Thermodynamic Analysis of Antigen-antibody Binding Using Biosensor Measurements at Different Temperatures

The thermodynamic parameters of the interaction between hen egg white lysozyme and Fab D1.3 were determined by measuring the temperature dependence of the ratio of its kinetic association and dissociation rate constants. Biosensor technology (BIAcore 2000) was used to measure the rate constants at temperatures ranging from 5 to 40 degrees C. The value of DeltaG degrees at 25 degrees C (-49 kJ M-1) calculated by this method was very close to that obtained previously from fluorescence quenching measurements (-48.5 kJ M-1). However, the value of DeltaH degrees measured at 25 degrees C by biosensor technology (-35 kJ M-1) was smaller than that determined previously by microcalorimetry (-90 kJ M-1). Another difference was the limited variation of ln K and DeltaG with temperature observed with BIAcore compared to the steady decrease of ln K with temperature found by calorimetry.

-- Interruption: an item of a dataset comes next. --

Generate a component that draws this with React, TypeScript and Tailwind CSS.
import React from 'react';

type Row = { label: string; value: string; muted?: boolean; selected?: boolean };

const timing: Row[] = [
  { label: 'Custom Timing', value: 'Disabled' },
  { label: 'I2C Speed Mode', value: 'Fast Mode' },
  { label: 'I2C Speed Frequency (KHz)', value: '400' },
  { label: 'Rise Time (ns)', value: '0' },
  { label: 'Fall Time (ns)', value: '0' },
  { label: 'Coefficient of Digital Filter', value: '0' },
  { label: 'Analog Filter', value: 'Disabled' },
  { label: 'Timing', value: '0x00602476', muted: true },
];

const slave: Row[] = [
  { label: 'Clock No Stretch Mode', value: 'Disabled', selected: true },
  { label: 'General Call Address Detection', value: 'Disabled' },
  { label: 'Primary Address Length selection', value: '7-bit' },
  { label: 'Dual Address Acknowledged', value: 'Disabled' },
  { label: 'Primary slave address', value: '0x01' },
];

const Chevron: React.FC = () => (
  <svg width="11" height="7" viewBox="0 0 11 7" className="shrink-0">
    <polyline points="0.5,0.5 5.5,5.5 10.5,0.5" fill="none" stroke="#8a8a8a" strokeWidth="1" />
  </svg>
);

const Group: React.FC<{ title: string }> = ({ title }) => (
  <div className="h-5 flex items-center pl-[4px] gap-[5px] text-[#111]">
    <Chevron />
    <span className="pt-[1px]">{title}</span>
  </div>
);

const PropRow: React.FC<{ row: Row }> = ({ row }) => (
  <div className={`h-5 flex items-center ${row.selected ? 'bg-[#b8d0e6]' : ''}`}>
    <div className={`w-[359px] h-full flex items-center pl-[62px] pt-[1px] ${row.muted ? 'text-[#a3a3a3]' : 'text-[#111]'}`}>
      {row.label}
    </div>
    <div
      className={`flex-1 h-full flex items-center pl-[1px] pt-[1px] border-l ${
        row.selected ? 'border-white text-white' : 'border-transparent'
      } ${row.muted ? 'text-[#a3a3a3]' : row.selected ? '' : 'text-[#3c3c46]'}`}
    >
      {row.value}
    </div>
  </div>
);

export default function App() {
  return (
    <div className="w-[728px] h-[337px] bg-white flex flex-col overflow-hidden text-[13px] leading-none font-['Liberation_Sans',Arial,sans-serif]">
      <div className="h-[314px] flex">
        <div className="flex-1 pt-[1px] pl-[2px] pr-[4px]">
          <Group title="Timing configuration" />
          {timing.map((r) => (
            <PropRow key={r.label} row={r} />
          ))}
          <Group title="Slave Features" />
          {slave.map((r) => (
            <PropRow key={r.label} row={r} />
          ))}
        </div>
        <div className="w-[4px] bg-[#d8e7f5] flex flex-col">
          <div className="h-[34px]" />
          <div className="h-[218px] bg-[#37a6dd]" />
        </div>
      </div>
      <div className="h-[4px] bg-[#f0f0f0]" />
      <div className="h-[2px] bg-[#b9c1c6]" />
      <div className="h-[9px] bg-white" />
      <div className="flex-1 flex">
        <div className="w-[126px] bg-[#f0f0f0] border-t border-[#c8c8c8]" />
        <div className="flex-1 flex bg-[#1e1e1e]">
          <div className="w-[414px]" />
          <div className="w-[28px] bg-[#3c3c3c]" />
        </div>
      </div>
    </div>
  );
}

Our data showed that the binding reaction was driven only by enthalpy below 23 degrees C, by enthalpy and entropy between 23 and 35 degrees C, and only by entropy above 35 degrees C. This suggests, inter alia, that the contribution from the enthalpy of hydration due to the water molecules present at the interface in the lysozyme-antibody complex is progressively eliminated as the temperature increases. Whereas calorimetric data pertain to all the components present in the sample, including solvent molecules, BIAcore measurements monitor only the physical association and dissociation of the two macromolecular species. The difference between the two sets of data may also reflect the complexity of the binding mechanism between lysozyme and Fab D1.3.